= Working data =
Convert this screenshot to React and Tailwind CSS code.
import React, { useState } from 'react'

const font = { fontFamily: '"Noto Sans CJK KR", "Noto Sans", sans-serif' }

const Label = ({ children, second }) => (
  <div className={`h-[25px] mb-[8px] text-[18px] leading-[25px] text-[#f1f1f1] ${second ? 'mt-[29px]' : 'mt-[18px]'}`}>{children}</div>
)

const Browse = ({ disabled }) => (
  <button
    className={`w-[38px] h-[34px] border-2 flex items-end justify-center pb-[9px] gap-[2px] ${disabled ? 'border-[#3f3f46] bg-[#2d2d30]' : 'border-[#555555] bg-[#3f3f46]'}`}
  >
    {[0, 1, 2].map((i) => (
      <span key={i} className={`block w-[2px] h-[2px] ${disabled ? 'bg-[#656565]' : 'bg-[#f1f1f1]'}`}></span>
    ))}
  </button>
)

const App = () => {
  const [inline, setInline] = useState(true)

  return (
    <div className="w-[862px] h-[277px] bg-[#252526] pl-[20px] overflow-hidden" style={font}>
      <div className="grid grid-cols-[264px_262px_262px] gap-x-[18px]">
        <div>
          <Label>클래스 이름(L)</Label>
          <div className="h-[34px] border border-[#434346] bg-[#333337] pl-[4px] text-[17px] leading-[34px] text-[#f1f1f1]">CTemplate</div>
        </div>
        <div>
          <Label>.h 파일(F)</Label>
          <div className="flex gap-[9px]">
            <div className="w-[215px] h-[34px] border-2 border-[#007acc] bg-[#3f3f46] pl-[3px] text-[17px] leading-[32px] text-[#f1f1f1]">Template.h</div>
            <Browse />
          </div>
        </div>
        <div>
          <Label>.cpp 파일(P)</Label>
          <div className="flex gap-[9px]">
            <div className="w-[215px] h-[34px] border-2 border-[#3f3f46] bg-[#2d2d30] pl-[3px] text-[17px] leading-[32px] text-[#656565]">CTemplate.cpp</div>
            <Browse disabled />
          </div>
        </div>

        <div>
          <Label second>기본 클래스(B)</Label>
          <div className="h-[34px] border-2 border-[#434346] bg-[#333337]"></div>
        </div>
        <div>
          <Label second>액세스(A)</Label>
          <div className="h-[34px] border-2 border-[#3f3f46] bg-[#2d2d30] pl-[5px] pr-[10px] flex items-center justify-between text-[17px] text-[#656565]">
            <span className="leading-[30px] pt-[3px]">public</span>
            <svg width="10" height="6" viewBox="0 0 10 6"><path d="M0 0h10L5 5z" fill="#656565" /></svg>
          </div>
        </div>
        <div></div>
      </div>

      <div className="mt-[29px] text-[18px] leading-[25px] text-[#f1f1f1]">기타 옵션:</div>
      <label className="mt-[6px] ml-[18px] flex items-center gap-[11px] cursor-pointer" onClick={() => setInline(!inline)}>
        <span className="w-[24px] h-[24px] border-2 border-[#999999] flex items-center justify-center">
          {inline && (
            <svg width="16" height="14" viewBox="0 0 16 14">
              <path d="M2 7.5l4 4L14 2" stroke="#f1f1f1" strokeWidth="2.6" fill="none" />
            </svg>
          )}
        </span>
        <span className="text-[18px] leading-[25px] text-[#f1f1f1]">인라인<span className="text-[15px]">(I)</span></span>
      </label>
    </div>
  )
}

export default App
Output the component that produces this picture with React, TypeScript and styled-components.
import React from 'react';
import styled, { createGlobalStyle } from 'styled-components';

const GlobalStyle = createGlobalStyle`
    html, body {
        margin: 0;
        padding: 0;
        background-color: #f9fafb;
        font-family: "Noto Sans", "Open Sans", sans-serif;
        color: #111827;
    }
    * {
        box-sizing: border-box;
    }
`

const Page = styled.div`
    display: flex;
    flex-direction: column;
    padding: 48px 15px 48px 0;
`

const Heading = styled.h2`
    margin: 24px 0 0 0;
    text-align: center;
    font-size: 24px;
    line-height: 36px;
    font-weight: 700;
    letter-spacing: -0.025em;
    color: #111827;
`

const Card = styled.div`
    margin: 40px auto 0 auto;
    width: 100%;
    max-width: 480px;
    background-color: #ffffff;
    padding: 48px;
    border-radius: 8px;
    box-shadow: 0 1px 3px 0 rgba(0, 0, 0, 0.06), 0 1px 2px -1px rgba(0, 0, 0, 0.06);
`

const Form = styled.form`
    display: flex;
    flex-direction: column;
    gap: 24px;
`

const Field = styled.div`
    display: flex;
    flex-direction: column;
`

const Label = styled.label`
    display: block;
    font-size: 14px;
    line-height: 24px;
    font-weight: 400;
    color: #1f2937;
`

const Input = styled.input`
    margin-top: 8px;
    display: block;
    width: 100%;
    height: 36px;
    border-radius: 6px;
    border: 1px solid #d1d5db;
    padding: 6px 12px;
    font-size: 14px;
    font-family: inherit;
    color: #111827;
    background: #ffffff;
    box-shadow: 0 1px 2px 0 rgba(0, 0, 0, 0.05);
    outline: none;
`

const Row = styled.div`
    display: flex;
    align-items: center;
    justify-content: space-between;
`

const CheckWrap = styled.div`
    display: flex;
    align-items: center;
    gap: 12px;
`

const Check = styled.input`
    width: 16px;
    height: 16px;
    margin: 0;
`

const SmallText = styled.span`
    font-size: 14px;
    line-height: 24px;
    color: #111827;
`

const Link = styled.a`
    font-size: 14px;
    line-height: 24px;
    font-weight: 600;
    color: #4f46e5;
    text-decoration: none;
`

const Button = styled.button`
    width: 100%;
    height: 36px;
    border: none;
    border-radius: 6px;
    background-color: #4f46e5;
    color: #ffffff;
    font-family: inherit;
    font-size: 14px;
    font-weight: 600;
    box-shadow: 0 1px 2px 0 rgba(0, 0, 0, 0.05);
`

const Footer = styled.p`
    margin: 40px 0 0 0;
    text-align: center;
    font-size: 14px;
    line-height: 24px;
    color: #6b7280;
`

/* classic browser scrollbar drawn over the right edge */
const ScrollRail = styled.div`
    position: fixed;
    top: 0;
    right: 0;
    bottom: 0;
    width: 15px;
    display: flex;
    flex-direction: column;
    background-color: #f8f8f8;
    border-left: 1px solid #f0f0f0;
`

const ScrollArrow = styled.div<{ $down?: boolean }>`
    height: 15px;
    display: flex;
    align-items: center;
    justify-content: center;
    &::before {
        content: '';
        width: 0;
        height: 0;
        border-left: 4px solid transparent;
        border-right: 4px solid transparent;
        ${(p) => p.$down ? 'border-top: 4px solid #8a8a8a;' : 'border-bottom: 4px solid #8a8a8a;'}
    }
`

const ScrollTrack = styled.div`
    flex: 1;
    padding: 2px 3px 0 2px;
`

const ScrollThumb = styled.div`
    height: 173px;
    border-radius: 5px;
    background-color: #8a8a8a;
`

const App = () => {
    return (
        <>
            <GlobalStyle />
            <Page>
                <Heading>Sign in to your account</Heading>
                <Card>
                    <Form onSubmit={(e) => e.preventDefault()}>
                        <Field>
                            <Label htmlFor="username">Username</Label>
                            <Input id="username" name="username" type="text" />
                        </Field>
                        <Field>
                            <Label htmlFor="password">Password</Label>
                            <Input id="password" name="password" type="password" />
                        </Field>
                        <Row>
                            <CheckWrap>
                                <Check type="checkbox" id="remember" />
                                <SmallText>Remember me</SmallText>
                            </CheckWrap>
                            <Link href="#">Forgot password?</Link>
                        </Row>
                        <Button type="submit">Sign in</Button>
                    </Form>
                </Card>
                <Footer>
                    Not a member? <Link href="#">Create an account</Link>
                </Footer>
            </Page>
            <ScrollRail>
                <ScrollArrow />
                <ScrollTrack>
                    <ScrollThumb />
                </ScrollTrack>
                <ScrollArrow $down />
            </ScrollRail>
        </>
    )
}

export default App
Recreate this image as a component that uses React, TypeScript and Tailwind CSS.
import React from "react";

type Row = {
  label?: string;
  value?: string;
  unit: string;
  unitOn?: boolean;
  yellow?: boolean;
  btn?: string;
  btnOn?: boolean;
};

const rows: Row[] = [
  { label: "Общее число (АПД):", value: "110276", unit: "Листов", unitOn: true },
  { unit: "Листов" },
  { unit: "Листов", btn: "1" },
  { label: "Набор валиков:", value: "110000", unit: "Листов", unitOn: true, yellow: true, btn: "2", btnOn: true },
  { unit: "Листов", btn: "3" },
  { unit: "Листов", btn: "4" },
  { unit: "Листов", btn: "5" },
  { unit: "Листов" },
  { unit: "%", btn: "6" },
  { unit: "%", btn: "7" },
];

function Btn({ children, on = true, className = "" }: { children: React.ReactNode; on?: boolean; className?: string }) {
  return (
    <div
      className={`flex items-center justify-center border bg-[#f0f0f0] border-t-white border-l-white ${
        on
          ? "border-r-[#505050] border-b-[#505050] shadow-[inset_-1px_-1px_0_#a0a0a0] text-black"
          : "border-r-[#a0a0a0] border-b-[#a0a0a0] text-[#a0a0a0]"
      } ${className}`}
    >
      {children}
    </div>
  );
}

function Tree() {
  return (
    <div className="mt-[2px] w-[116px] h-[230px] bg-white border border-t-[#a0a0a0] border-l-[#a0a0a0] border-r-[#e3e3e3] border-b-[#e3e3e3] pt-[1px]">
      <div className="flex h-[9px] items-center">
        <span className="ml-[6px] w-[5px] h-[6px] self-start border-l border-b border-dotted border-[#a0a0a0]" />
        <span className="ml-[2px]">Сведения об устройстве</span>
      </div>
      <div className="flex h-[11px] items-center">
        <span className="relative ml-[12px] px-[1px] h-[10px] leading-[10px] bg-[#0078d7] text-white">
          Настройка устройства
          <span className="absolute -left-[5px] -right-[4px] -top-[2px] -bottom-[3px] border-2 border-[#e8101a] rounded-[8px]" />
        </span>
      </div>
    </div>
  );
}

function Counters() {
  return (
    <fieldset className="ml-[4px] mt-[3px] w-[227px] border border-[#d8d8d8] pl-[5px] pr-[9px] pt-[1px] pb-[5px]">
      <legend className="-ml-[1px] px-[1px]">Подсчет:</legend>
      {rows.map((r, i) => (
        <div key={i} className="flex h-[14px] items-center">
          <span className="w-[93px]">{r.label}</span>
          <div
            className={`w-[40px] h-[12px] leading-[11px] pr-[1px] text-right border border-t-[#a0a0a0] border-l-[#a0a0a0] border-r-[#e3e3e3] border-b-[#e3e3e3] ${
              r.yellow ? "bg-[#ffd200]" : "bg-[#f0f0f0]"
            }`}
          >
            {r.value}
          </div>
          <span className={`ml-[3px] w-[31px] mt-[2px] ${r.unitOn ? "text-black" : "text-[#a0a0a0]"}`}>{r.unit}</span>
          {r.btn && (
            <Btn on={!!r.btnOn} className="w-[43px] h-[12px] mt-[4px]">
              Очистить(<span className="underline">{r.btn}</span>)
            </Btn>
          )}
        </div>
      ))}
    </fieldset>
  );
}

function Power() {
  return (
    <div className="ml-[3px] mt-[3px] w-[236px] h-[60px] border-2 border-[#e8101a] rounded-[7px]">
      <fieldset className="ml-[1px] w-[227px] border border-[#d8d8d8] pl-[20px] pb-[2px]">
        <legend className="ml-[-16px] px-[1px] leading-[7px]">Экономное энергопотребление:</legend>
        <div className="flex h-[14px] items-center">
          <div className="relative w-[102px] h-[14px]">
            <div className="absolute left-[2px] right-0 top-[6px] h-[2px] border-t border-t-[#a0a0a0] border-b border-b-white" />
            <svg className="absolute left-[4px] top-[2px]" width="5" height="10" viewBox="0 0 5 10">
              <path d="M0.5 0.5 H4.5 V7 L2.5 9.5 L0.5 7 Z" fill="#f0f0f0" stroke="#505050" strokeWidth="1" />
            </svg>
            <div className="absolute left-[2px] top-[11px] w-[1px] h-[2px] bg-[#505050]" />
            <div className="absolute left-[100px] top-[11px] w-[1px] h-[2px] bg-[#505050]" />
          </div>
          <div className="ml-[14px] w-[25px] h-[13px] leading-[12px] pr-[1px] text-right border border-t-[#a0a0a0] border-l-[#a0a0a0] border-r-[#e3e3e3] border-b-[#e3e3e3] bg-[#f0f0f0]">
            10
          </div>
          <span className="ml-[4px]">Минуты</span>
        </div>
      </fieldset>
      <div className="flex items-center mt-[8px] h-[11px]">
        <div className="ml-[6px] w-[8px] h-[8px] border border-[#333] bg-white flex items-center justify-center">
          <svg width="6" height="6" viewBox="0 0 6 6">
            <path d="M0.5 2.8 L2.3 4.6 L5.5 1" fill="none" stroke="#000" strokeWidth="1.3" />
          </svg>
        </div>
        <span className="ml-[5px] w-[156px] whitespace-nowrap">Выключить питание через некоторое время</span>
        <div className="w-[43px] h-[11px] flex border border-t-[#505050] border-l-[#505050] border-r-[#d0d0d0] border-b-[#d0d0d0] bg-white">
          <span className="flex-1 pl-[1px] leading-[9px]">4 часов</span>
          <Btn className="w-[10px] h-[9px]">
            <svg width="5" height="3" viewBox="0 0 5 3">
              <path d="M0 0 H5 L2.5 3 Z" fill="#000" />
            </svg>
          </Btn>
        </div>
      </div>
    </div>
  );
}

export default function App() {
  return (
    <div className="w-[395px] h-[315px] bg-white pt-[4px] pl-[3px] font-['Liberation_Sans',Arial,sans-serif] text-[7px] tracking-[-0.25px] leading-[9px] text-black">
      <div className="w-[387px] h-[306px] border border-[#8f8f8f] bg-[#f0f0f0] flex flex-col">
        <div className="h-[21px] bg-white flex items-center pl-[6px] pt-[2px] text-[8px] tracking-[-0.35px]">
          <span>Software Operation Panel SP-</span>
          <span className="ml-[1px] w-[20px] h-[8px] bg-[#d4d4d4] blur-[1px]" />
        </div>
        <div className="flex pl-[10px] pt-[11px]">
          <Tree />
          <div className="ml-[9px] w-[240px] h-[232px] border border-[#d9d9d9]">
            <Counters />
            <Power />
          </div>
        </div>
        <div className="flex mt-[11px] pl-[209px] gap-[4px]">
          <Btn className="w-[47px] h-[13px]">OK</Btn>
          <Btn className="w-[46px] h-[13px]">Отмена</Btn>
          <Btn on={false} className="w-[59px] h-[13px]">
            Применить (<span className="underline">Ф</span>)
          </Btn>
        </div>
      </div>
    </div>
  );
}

= Instructions for the task =
Write out, exactly and with nothing else, the lines of the listing above from its first line through the line with "const [inline, setInline] = useState(true)".

= Output of the task =
Convert this screenshot to React and Tailwind CSS code.
import React, { useState } from 'react'

const font = { fontFamily: '"Noto Sans CJK KR", "Noto Sans", sans-serif' }

const Label = ({ children, second }) => (
  <div className={`h-[25px] mb-[8px] text-[18px] leading-[25px] text-[#f1f1f1] ${second ? 'mt-[29px]' : 'mt-[18px]'}`}>{children}</div>
)

const Browse = ({ disabled }) => (
  <button
    className={`w-[38px] h-[34px] border-2 flex items-end justify-center pb-[9px] gap-[2px] ${disabled ? 'border-[#3f3f46] bg-[#2d2d30]' : 'border-[#555555] bg-[#3f3f46]'}`}
  >
    {[0, 1, 2].map((i) => (
      <span key={i} className={`block w-[2px] h-[2px] ${disabled ? 'bg-[#656565]' : 'bg-[#f1f1f1]'}`}></span>
    ))}
  </button>
)

const App = () => {
  const [inline, setInline] = useState(true)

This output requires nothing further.